» DIRECTIONS FOR THIS TASK: Take the material below and retype it in full; pictures are left out.

» COLLECTED MATERIAL:
◇ ◇ ◇ ◇ ◇ ◇ ◇
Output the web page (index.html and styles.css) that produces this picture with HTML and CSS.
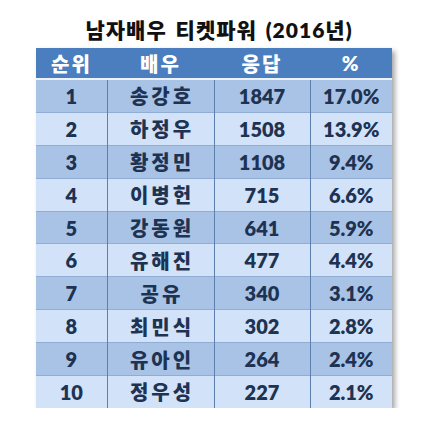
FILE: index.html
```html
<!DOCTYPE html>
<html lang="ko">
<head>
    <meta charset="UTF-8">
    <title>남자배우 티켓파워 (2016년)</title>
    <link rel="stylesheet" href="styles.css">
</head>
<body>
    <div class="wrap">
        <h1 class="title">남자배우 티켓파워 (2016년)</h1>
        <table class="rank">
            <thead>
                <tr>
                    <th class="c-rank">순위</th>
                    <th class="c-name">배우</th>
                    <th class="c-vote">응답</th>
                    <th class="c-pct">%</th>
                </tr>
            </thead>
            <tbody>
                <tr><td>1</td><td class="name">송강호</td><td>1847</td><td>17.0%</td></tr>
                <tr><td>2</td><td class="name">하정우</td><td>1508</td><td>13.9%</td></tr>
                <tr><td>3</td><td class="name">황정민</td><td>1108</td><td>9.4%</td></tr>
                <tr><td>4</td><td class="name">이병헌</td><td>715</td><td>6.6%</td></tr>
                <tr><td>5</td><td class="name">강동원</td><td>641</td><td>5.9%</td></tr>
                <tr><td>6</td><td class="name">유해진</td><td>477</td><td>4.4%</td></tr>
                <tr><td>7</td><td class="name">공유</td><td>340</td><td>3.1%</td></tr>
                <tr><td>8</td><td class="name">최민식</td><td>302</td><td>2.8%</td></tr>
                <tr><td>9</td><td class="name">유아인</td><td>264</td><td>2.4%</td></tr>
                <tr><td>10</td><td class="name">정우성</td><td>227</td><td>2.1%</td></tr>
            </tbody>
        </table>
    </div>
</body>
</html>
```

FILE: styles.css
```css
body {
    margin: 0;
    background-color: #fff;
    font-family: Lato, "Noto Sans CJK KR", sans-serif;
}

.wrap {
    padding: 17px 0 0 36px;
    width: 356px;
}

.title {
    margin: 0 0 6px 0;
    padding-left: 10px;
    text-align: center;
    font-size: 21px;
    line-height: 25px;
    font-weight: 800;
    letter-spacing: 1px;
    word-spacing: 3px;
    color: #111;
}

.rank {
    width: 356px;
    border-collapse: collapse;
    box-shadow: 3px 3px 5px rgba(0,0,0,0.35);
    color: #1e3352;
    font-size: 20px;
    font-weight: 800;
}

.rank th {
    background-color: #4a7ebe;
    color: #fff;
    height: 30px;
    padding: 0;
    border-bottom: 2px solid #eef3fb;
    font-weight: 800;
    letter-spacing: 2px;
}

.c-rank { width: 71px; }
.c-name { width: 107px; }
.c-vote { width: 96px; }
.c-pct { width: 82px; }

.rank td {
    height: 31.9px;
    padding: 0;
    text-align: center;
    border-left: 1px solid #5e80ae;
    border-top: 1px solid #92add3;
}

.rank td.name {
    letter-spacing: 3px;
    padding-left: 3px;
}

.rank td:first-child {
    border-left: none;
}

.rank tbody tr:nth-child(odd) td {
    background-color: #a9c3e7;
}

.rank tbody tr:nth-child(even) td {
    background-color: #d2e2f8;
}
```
◇ ◇ ◇ ◇ ◇ ◇ ◇
» FULL OUTPUT:
Output the web page (index.html and styles.css) that produces this picture with HTML and CSS.
FILE: index.html
```html
<!DOCTYPE html>
<html lang="ko">
<head>
    <meta charset="UTF-8">
    <title>남자배우 티켓파워 (2016년)</title>
    <link rel="stylesheet" href="styles.css">
</head>
<body>
    <div class="wrap">
        <h1 class="title">남자배우 티켓파워 (2016년)</h1>
        <table class="rank">
            <thead>
                <tr>
                    <th class="c-rank">순위</th>
                    <th class="c-name">배우</th>
                    <th class="c-vote">응답</th>
                    <th class="c-pct">%</th>
                </tr>
            </thead>
            <tbody>
                <tr><td>1</td><td class="name">송강호</td><td>1847</td><td>17.0%</td></tr>
                <tr><td>2</td><td class="name">하정우</td><td>1508</td><td>13.9%</td></tr>
                <tr><td>3</td><td class="name">황정민</td><td>1108</td><td>9.4%</td></tr>
                <tr><td>4</td><td class="name">이병헌</td><td>715</td><td>6.6%</td></tr>
                <tr><td>5</td><td class="name">강동원</td><td>641</td><td>5.9%</td></tr>
                <tr><td>6</td><td class="name">유해진</td><td>477</td><td>4.4%</td></tr>
                <tr><td>7</td><td class="name">공유</td><td>340</td><td>3.1%</td></tr>
                <tr><td>8</td><td class="name">최민식</td><td>302</td><td>2.8%</td></tr>
                <tr><td>9</td><td class="name">유아인</td><td>264</td><td>2.4%</td></tr>
                <tr><td>10</td><td class="name">정우성</td><td>227</td><td>2.1%</td></tr>
            </tbody>
        </table>
    </div>
</body>
</html>
```

FILE: styles.css
```css
body {
    margin: 0;
    background-color: #fff;
    font-family: Lato, "Noto Sans CJK KR", sans-serif;
}

.wrap {
    padding: 17px 0 0 36px;
    width: 356px;
}

.title {
    margin: 0 0 6px 0;
    padding-left: 10px;
    text-align: center;
    font-size: 21px;
    line-height: 25px;
    font-weight: 800;
    letter-spacing: 1px;
    word-spacing: 3px;
    color: #111;
}

.rank {
    width: 356px;
    border-collapse: collapse;
    box-shadow: 3px 3px 5px rgba(0,0,0,0.35);
    color: #1e3352;
    font-size: 20px;
    font-weight: 800;
}

.rank th {
    background-color: #4a7ebe;
    color: #fff;
    height: 30px;
    padding: 0;
    border-bottom: 2px solid #eef3fb;
    font-weight: 800;
    letter-spacing: 2px;
}

.c-rank { width: 71px; }
.c-name { width: 107px; }
.c-vote { width: 96px; }
.c-pct { width: 82px; }

.rank td {
    height: 31.9px;
    padding: 0;
    text-align: center;
    border-left: 1px solid #5e80ae;
    border-top: 1px solid #92add3;
}

.rank td.name {
    letter-spacing: 3px;
    padding-left: 3px;
}

.rank td:first-child {
    border-left: none;
}

.rank tbody tr:nth-child(odd) td {
    background-color: #a9c3e7;
}

.rank tbody tr:nth-child(even) td {
    background-color: #d2e2f8;
}
```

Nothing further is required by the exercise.